To make sense of political discourse, it’s necessary to give a running translation into English, decoding the doublespeak of the media, academic social scientists and the secular priesthood generally. Its function is not obscure: the effect is to make it impossible to find words to talk about matters of human significance in a coherent way. We can then be sure that little will be understood about how our society works and what is happening in the world – a major contribution to democracy, in the PC sense of the word.  [29]

            To make sense of political discourse, it’s necessary to give a running translation into English, decoding the doublespeak of the media, academic social scientists and the secular priesthood generally. Its function is not obscure: the effect is to make it impossible to find words to talk about matters of human significance in a coherent way. We can then be sure that little will be understood about how our society works and what is happening in the world – a major contribution to democracy, in the PC sense of the word.

 

At best, all that one will be able to trust, in this process of trying to look and see how one’s society is, behind the smoke and mirrors of politically ‘metaphysical uses’ – i.e. propagandistic abuses – of language, is one’s own linguistic competence/performance (one’s being a master of a language-in-use).[30] These ought always to be the starting points for any proposed extensions of the use of terms for particular purposes.[31] (Chomsky appeals to nothing else – not, for instance, to empirical fieldwork or to arcane political theory.)

          Any technical terms being used in (for instance) what academics call ‘political science’, Chomsky’s position makes clear, need to be justified. Otherwise they stand vulnerable to the charge of not reflecting the self-understandings of the people upon whom the technical terms are being deployed. Of substituting instead a superstructure of uses of terms and established presumptions and maxims which will tend, for political and practical reasons, in general only to serve the interests of career-builders in political science, in government planning, etc. . And of serving the illusion that our systems of governance and polity in the contemporary West / North are pretty open, free, and democratic – while ensuring that these systems remain in practice astonishingly closed and tipped toward the support of corporate and elite power and profits.

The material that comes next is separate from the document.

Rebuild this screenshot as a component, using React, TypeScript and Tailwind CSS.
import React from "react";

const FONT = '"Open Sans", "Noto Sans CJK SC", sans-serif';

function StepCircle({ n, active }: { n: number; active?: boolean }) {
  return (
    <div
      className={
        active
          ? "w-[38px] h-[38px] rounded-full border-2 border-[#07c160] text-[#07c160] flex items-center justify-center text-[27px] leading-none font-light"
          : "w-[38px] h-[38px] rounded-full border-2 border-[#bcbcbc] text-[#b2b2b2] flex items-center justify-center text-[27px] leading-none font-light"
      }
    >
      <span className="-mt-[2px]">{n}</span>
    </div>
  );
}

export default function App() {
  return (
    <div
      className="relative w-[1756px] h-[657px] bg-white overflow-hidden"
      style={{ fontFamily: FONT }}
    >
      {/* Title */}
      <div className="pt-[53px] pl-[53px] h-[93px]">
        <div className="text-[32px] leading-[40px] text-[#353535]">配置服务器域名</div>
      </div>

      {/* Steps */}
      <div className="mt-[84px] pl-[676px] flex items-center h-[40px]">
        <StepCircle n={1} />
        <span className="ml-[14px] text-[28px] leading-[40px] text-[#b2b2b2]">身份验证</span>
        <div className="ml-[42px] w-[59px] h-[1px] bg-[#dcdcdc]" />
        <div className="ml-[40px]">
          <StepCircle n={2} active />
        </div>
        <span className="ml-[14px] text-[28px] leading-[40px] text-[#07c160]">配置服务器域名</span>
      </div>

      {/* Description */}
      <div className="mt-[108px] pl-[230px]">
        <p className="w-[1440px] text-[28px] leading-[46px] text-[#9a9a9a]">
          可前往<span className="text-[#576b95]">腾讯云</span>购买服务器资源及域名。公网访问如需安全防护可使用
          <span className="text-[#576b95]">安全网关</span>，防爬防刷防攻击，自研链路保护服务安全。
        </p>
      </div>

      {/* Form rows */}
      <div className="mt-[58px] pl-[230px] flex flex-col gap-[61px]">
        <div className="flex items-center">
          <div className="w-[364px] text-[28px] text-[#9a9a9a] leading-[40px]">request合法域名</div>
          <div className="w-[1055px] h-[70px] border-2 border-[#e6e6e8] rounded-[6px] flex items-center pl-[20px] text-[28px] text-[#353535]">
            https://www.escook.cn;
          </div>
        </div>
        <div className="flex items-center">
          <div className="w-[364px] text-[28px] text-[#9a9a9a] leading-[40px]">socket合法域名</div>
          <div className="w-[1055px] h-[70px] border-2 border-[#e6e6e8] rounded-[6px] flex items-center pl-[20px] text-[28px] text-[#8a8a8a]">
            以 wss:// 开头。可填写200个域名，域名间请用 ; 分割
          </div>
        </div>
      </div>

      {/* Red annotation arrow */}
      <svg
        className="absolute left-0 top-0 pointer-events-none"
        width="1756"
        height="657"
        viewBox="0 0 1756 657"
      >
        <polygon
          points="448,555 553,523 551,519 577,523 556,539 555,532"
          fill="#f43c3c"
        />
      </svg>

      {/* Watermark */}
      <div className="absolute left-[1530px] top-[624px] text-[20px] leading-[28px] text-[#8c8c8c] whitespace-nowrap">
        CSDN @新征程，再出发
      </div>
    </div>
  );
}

          And so: Chomsky shows us how we need to and can resist the transformation of our language into a something it ought not to be. In his highly-practical and non-theoretical political and historical work, he resists the turning of our ordinary language into a replacement for it both technical and  emotive. And he resists especially the obscuring  of this turning -- the obscurantist failure to admit that the use, for instance, of the binary opposition “special interest” vs. “public interest” in the U.S. media today is a technical use not reflecting our ordinary or common-sense understanding of these terms, and a use furthermore evidently intended (to judge by its ‘judicious’ use on the political Right) to have an emotive effect (i.e. to get us to like tanks rather than people, etc. ... ).

          It would be no exaggeration to say that the picture we find in the language of the modern media etc.  is one that tends to hold us captive, and that fosters an inchoate set of assumptions that are hard to resist because they are so repeatedly implied and ‘gently’ drummed into one, such that they become the ‘received wisdom’ not only of our pundits and journalists and politicians and think-tanks and academics, but of all of us, unless we are very vigilant. I use the word “inchoate” in the above sentence deliberately, because, rather than being false, many of these assumptions are literally absurd or nonsensical. How could it be, for instance, that “the public interest” had hardly anything to do with the actual interests (as perceived and comprehended in their guts and in the daily realities of their lives) of the public?? Many of the ‘technical’ usages of terms in media/academic political discourse have become so perverted that they simply are metaphysical/nonsensical, as they stand.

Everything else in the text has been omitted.